__WHAT IS BEING ASKED__. Will you quote precisely the lines that run from the top of the material below to the line containing "const STAR = 'M15", both ends included?

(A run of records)
>> START
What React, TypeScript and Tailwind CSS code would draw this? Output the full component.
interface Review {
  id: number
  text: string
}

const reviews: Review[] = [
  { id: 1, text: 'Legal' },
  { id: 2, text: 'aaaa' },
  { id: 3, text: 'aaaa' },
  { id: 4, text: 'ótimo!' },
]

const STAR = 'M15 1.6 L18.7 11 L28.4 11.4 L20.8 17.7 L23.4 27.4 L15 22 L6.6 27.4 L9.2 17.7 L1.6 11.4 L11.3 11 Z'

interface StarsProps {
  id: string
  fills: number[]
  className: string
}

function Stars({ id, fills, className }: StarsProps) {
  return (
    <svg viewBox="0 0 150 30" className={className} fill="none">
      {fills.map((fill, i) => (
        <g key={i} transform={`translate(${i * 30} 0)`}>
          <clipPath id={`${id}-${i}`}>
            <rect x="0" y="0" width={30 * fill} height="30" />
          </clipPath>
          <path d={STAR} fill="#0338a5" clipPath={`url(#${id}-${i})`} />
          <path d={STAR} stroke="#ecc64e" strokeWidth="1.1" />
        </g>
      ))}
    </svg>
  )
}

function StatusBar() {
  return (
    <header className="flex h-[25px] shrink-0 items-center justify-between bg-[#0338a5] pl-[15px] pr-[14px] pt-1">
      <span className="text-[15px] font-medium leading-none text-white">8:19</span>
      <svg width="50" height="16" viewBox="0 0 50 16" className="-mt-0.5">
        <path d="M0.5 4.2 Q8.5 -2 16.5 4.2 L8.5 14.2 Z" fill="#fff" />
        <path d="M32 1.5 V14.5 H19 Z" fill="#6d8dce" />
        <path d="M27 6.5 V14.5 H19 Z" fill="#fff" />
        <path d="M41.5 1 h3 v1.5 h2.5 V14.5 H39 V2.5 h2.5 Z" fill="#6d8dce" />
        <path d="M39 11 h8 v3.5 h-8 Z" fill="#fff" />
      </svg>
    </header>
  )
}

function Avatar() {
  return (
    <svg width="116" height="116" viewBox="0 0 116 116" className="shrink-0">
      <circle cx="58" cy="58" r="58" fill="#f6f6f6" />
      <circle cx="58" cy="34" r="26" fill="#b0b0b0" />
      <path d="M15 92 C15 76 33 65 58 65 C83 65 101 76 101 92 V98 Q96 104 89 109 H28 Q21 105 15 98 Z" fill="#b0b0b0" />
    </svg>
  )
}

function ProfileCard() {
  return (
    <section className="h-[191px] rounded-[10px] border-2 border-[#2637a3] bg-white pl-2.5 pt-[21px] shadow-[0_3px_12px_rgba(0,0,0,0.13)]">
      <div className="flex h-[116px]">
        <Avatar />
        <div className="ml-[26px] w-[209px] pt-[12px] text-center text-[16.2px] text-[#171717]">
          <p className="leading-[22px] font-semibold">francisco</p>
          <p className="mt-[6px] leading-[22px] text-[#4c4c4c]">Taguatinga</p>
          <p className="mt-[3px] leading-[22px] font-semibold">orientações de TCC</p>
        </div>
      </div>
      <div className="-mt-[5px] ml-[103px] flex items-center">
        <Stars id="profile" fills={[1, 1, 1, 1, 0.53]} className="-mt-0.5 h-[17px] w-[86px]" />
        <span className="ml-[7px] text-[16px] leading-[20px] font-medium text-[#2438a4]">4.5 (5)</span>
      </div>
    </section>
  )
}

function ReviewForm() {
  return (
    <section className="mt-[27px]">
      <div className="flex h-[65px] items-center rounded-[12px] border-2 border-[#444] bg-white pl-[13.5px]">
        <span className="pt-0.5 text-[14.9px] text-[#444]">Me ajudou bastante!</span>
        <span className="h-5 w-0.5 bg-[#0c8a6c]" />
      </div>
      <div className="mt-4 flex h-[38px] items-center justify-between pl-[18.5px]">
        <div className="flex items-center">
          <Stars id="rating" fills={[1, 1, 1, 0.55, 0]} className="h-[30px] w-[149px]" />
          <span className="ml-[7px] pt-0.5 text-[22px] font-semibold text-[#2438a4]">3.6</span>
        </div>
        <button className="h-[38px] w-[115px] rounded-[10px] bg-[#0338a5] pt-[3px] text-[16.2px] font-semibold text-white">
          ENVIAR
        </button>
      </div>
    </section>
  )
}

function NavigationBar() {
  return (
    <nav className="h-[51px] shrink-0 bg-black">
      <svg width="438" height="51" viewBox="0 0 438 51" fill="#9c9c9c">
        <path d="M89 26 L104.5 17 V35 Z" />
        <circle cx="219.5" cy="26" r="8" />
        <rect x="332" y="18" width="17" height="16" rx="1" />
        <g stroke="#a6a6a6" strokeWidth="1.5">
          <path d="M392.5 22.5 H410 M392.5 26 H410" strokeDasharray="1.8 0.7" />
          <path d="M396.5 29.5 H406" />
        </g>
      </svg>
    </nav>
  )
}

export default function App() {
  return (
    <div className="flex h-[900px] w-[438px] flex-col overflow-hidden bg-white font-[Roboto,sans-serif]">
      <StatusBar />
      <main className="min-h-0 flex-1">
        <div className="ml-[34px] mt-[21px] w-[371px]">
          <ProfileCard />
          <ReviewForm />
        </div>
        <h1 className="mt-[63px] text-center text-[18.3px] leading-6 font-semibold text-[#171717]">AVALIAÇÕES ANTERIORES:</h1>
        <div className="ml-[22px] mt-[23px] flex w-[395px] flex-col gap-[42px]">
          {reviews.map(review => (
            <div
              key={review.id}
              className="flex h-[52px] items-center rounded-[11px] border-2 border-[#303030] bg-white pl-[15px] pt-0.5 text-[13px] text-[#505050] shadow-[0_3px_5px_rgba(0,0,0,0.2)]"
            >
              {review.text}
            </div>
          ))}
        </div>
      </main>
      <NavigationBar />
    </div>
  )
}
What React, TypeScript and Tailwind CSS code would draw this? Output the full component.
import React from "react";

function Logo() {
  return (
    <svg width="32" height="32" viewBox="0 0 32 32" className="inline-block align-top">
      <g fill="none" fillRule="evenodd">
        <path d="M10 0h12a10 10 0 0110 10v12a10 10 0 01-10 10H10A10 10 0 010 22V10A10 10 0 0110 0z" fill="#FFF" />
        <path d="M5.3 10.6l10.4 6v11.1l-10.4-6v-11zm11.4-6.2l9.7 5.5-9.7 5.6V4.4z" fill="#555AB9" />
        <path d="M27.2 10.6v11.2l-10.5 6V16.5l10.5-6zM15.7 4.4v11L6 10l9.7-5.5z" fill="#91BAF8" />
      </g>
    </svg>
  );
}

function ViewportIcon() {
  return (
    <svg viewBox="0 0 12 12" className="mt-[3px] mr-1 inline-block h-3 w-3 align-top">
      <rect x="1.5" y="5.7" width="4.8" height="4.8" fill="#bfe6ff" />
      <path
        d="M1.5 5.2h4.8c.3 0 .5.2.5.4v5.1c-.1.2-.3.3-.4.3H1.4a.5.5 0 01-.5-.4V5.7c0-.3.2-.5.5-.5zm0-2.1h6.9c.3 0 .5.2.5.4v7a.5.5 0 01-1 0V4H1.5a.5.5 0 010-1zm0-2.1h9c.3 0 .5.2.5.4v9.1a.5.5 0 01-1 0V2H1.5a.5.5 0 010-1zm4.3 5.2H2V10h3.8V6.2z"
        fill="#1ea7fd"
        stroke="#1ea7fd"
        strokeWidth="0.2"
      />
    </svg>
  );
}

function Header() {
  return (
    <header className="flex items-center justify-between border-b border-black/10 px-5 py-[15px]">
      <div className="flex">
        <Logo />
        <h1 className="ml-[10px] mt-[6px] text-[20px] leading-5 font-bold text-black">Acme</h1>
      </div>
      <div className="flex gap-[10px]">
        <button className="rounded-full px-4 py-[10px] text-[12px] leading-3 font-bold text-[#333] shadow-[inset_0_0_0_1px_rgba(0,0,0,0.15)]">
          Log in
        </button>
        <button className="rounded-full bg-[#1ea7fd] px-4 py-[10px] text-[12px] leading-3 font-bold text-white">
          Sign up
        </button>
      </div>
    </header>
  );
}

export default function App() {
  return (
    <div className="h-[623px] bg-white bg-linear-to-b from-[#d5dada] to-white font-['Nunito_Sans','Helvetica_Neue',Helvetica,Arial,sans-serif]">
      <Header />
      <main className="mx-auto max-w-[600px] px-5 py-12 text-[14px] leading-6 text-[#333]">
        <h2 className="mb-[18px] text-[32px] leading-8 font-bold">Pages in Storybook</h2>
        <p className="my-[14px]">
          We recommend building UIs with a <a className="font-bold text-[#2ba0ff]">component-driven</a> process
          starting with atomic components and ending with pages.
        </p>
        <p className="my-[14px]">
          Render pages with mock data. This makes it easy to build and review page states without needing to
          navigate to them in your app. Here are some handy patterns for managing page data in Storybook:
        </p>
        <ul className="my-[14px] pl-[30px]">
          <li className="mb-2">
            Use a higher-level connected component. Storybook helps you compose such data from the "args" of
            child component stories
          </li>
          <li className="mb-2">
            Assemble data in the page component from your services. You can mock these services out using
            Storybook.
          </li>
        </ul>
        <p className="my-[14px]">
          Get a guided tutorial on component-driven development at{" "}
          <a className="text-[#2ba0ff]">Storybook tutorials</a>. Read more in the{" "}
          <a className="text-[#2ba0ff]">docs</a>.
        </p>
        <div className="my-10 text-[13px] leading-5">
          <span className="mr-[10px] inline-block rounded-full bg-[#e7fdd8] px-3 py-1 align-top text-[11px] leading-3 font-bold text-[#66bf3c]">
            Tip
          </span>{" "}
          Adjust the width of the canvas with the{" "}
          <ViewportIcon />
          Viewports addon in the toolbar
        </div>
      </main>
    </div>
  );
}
>> END
__OUTPUT OF THE EXERCISE__.
What React, TypeScript and Tailwind CSS code would draw this? Output the full component.
interface Review {
  id: number
  text: string
}

const reviews: Review[] = [
  { id: 1, text: 'Legal' },
  { id: 2, text: 'aaaa' },
  { id: 3, text: 'aaaa' },
  { id: 4, text: 'ótimo!' },
]

const STAR = 'M15 1.6 L18.7 11 L28.4 11.4 L20.8 17.7 L23.4 27.4 L15 22 L6.6 27.4 L9.2 17.7 L1.6 11.4 L11.3 11 Z'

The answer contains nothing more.